**Exercise task:**
Set down each line of the material that follows, exactly, with no pictures.

========================================================================

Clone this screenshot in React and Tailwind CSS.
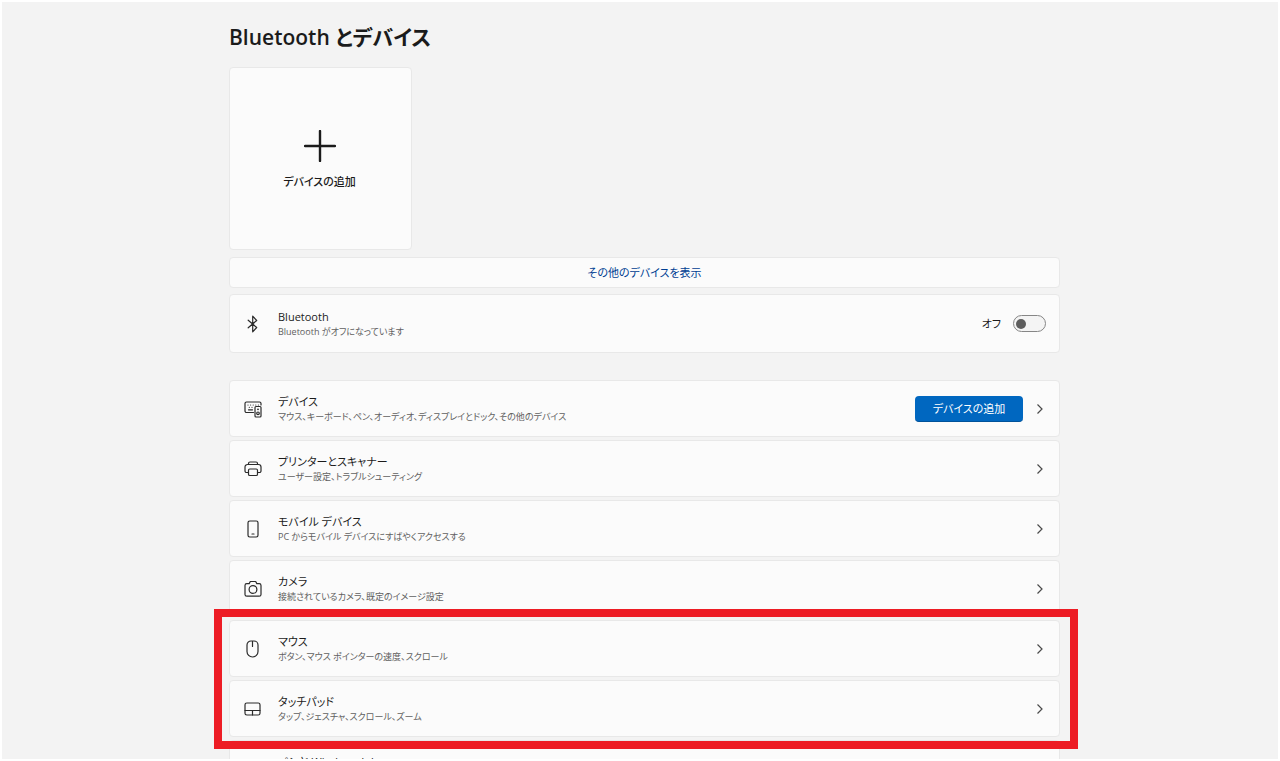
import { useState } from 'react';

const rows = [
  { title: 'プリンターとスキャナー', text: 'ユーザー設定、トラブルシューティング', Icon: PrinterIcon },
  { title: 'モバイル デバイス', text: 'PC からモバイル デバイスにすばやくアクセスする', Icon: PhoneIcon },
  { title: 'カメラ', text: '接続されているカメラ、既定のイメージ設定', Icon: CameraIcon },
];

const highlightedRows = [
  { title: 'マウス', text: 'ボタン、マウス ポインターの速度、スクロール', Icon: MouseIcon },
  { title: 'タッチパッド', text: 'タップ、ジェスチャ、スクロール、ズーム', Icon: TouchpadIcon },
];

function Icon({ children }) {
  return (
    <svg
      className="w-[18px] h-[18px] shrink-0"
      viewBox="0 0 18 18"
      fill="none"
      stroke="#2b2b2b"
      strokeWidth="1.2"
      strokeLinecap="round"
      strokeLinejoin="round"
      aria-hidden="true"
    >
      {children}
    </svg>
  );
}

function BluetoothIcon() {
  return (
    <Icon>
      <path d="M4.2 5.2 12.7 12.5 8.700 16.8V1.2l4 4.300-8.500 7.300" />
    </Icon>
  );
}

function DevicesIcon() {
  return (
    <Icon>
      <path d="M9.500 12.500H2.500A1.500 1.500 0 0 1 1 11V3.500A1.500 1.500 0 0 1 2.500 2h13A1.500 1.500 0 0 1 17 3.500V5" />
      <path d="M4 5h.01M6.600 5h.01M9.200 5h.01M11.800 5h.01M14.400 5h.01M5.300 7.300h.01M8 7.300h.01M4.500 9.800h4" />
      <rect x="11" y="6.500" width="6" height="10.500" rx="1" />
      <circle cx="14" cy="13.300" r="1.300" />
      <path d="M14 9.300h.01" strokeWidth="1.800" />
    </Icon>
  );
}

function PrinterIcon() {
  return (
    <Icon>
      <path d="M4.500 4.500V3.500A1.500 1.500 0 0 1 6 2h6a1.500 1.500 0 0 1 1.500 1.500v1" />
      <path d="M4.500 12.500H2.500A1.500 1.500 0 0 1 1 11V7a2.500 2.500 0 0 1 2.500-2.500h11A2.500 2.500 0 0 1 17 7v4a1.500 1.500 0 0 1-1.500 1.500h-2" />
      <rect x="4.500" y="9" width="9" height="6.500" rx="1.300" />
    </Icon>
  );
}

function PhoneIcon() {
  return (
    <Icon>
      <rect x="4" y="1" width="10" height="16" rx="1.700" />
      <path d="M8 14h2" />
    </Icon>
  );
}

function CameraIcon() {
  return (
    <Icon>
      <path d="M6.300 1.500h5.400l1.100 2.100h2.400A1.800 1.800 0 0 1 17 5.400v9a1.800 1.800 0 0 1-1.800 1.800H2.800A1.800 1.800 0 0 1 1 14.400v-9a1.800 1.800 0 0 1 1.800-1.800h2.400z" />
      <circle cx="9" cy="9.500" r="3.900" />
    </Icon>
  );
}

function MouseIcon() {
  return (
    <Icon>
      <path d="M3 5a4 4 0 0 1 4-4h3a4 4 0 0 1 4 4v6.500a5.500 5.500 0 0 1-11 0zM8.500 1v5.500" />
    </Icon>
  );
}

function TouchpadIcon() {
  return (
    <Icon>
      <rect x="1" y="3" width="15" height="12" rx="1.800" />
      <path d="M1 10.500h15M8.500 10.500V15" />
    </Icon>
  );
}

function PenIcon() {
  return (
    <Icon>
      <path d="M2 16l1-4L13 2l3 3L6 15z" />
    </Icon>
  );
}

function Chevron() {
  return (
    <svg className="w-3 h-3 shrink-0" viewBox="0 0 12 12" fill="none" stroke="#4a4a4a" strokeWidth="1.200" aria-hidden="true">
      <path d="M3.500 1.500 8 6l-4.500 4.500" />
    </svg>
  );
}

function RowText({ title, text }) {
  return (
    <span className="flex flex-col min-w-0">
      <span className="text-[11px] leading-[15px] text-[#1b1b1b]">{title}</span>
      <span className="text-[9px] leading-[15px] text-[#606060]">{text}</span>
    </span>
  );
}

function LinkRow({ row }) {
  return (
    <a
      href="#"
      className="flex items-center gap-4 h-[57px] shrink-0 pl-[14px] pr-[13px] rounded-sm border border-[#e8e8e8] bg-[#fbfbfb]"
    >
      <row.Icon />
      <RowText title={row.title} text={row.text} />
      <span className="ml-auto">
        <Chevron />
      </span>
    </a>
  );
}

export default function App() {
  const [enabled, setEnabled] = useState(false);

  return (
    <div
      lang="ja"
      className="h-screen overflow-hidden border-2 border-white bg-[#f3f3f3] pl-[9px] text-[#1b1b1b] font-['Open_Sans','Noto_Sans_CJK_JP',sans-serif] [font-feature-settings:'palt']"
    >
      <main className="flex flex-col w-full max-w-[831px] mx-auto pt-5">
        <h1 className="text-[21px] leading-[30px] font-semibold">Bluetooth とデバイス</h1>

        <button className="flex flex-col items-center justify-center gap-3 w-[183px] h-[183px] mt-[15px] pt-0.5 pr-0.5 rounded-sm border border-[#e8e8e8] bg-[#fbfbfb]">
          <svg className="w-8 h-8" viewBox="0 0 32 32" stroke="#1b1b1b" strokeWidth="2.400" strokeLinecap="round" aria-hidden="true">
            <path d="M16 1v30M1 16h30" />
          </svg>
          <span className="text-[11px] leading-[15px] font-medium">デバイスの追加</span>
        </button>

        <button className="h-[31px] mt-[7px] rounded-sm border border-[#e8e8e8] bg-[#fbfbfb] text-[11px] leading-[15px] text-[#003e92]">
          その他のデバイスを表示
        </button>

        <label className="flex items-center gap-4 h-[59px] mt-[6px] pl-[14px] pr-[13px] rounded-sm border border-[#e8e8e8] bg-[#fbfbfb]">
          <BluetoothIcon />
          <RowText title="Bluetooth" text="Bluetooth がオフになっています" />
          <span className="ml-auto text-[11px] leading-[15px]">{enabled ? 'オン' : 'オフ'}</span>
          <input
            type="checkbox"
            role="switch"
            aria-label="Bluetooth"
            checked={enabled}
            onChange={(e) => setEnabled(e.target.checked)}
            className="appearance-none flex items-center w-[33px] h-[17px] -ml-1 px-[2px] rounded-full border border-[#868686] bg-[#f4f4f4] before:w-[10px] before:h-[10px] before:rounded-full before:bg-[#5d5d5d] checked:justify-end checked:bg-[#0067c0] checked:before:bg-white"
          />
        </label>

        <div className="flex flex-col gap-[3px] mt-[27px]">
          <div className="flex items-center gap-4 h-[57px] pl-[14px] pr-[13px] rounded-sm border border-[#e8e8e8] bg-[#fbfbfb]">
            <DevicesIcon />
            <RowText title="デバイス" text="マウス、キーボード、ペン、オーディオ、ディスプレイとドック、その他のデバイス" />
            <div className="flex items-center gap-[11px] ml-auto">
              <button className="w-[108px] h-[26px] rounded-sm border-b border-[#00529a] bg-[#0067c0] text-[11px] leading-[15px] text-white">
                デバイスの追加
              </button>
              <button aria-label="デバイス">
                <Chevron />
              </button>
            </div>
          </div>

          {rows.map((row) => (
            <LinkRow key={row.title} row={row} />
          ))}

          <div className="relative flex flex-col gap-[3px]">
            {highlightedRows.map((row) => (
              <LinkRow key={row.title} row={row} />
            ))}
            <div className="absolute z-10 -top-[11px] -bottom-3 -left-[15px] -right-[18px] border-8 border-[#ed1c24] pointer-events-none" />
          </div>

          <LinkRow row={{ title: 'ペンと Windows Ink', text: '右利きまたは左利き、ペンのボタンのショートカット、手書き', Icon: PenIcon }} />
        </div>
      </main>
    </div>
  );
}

========================================================================

**Task response:**
Clone this screenshot in React and Tailwind CSS.
import { useState } from 'react';

const rows = [
  { title: 'プリンターとスキャナー', text: 'ユーザー設定、トラブルシューティング', Icon: PrinterIcon },
  { title: 'モバイル デバイス', text: 'PC からモバイル デバイスにすばやくアクセスする', Icon: PhoneIcon },
  { title: 'カメラ', text: '接続されているカメラ、既定のイメージ設定', Icon: CameraIcon },
];

const highlightedRows = [
  { title: 'マウス', text: 'ボタン、マウス ポインターの速度、スクロール', Icon: MouseIcon },
  { title: 'タッチパッド', text: 'タップ、ジェスチャ、スクロール、ズーム', Icon: TouchpadIcon },
];

function Icon({ children }) {
  return (
    <svg
      className="w-[18px] h-[18px] shrink-0"
      viewBox="0 0 18 18"
      fill="none"
      stroke="#2b2b2b"
      strokeWidth="1.2"
      strokeLinecap="round"
      strokeLinejoin="round"
      aria-hidden="true"
    >
      {children}
    </svg>
  );
}

function BluetoothIcon() {
  return (
    <Icon>
      <path d="M4.2 5.2 12.7 12.5 8.700 16.8V1.2l4 4.300-8.500 7.300" />
    </Icon>
  );
}

function DevicesIcon() {
  return (
    <Icon>
      <path d="M9.500 12.500H2.500A1.500 1.500 0 0 1 1 11V3.500A1.500 1.500 0 0 1 2.500 2h13A1.500 1.500 0 0 1 17 3.500V5" />
      <path d="M4 5h.01M6.600 5h.01M9.200 5h.01M11.800 5h.01M14.400 5h.01M5.300 7.300h.01M8 7.300h.01M4.500 9.800h4" />
      <rect x="11" y="6.500" width="6" height="10.500" rx="1" />
      <circle cx="14" cy="13.300" r="1.300" />
      <path d="M14 9.300h.01" strokeWidth="1.800" />
    </Icon>
  );
}

function PrinterIcon() {
  return (
    <Icon>
      <path d="M4.500 4.500V3.500A1.500 1.500 0 0 1 6 2h6a1.500 1.500 0 0 1 1.500 1.500v1" />
      <path d="M4.500 12.500H2.500A1.500 1.500 0 0 1 1 11V7a2.500 2.500 0 0 1 2.500-2.500h11A2.500 2.500 0 0 1 17 7v4a1.500 1.500 0 0 1-1.500 1.500h-2" />
      <rect x="4.500" y="9" width="9" height="6.500" rx="1.300" />
    </Icon>
  );
}

function PhoneIcon() {
  return (
    <Icon>
      <rect x="4" y="1" width="10" height="16" rx="1.700" />
      <path d="M8 14h2" />
    </Icon>
  );
}

function CameraIcon() {
  return (
    <Icon>
      <path d="M6.300 1.500h5.400l1.100 2.100h2.400A1.800 1.800 0 0 1 17 5.400v9a1.800 1.800 0 0 1-1.800 1.800H2.800A1.800 1.800 0 0 1 1 14.400v-9a1.800 1.800 0 0 1 1.800-1.800h2.400z" />
      <circle cx="9" cy="9.500" r="3.900" />
    </Icon>
  );
}

function MouseIcon() {
  return (
    <Icon>
      <path d="M3 5a4 4 0 0 1 4-4h3a4 4 0 0 1 4 4v6.500a5.500 5.500 0 0 1-11 0zM8.500 1v5.500" />
    </Icon>
  );
}

function TouchpadIcon() {
  return (
    <Icon>
      <rect x="1" y="3" width="15" height="12" rx="1.800" />
      <path d="M1 10.500h15M8.500 10.500V15" />
    </Icon>
  );
}

function PenIcon() {
  return (
    <Icon>
      <path d="M2 16l1-4L13 2l3 3L6 15z" />
    </Icon>
  );
}

function Chevron() {
  return (
    <svg className="w-3 h-3 shrink-0" viewBox="0 0 12 12" fill="none" stroke="#4a4a4a" strokeWidth="1.200" aria-hidden="true">
      <path d="M3.500 1.500 8 6l-4.500 4.500" />
    </svg>
  );
}

function RowText({ title, text }) {
  return (
    <span className="flex flex-col min-w-0">
      <span className="text-[11px] leading-[15px] text-[#1b1b1b]">{title}</span>
      <span className="text-[9px] leading-[15px] text-[#606060]">{text}</span>
    </span>
  );
}

function LinkRow({ row }) {
  return (
    <a
      href="#"
      className="flex items-center gap-4 h-[57px] shrink-0 pl-[14px] pr-[13px] rounded-sm border border-[#e8e8e8] bg-[#fbfbfb]"
    >
      <row.Icon />
      <RowText title={row.title} text={row.text} />
      <span className="ml-auto">
        <Chevron />
      </span>
    </a>
  );
}

export default function App() {
  const [enabled, setEnabled] = useState(false);

  return (
    <div
      lang="ja"
      className="h-screen overflow-hidden border-2 border-white bg-[#f3f3f3] pl-[9px] text-[#1b1b1b] font-['Open_Sans','Noto_Sans_CJK_JP',sans-serif] [font-feature-settings:'palt']"
    >
      <main className="flex flex-col w-full max-w-[831px] mx-auto pt-5">
        <h1 className="text-[21px] leading-[30px] font-semibold">Bluetooth とデバイス</h1>

        <button className="flex flex-col items-center justify-center gap-3 w-[183px] h-[183px] mt-[15px] pt-0.5 pr-0.5 rounded-sm border border-[#e8e8e8] bg-[#fbfbfb]">
          <svg className="w-8 h-8" viewBox="0 0 32 32" stroke="#1b1b1b" strokeWidth="2.400" strokeLinecap="round" aria-hidden="true">
            <path d="M16 1v30M1 16h30" />
          </svg>
          <span className="text-[11px] leading-[15px] font-medium">デバイスの追加</span>
        </button>

        <button className="h-[31px] mt-[7px] rounded-sm border border-[#e8e8e8] bg-[#fbfbfb] text-[11px] leading-[15px] text-[#003e92]">
          その他のデバイスを表示
        </button>

        <label className="flex items-center gap-4 h-[59px] mt-[6px] pl-[14px] pr-[13px] rounded-sm border border-[#e8e8e8] bg-[#fbfbfb]">
          <BluetoothIcon />
          <RowText title="Bluetooth" text="Bluetooth がオフになっています" />
          <span className="ml-auto text-[11px] leading-[15px]">{enabled ? 'オン' : 'オフ'}</span>
          <input
            type="checkbox"
            role="switch"
            aria-label="Bluetooth"
            checked={enabled}
            onChange={(e) => setEnabled(e.target.checked)}
            className="appearance-none flex items-center w-[33px] h-[17px] -ml-1 px-[2px] rounded-full border border-[#868686] bg-[#f4f4f4] before:w-[10px] before:h-[10px] before:rounded-full before:bg-[#5d5d5d] checked:justify-end checked:bg-[#0067c0] checked:before:bg-white"
          />
        </label>

        <div className="flex flex-col gap-[3px] mt-[27px]">
          <div className="flex items-center gap-4 h-[57px] pl-[14px] pr-[13px] rounded-sm border border-[#e8e8e8] bg-[#fbfbfb]">
            <DevicesIcon />
            <RowText title="デバイス" text="マウス、キーボード、ペン、オーディオ、ディスプレイとドック、その他のデバイス" />
            <div className="flex items-center gap-[11px] ml-auto">
              <button className="w-[108px] h-[26px] rounded-sm border-b border-[#00529a] bg-[#0067c0] text-[11px] leading-[15px] text-white">
                デバイスの追加
              </button>
              <button aria-label="デバイス">
                <Chevron />
              </button>
            </div>
          </div>

          {rows.map((row) => (
            <LinkRow key={row.title} row={row} />
          ))}

          <div className="relative flex flex-col gap-[3px]">
            {highlightedRows.map((row) => (
              <LinkRow key={row.title} row={row} />
            ))}
            <div className="absolute z-10 -top-[11px] -bottom-3 -left-[15px] -right-[18px] border-8 border-[#ed1c24] pointer-events-none" />
          </div>

          <LinkRow row={{ title: 'ペンと Windows Ink', text: '右利きまたは左利き、ペンのボタンのショートカット、手書き', Icon: PenIcon }} />
        </div>
      </main>
    </div>
  );
}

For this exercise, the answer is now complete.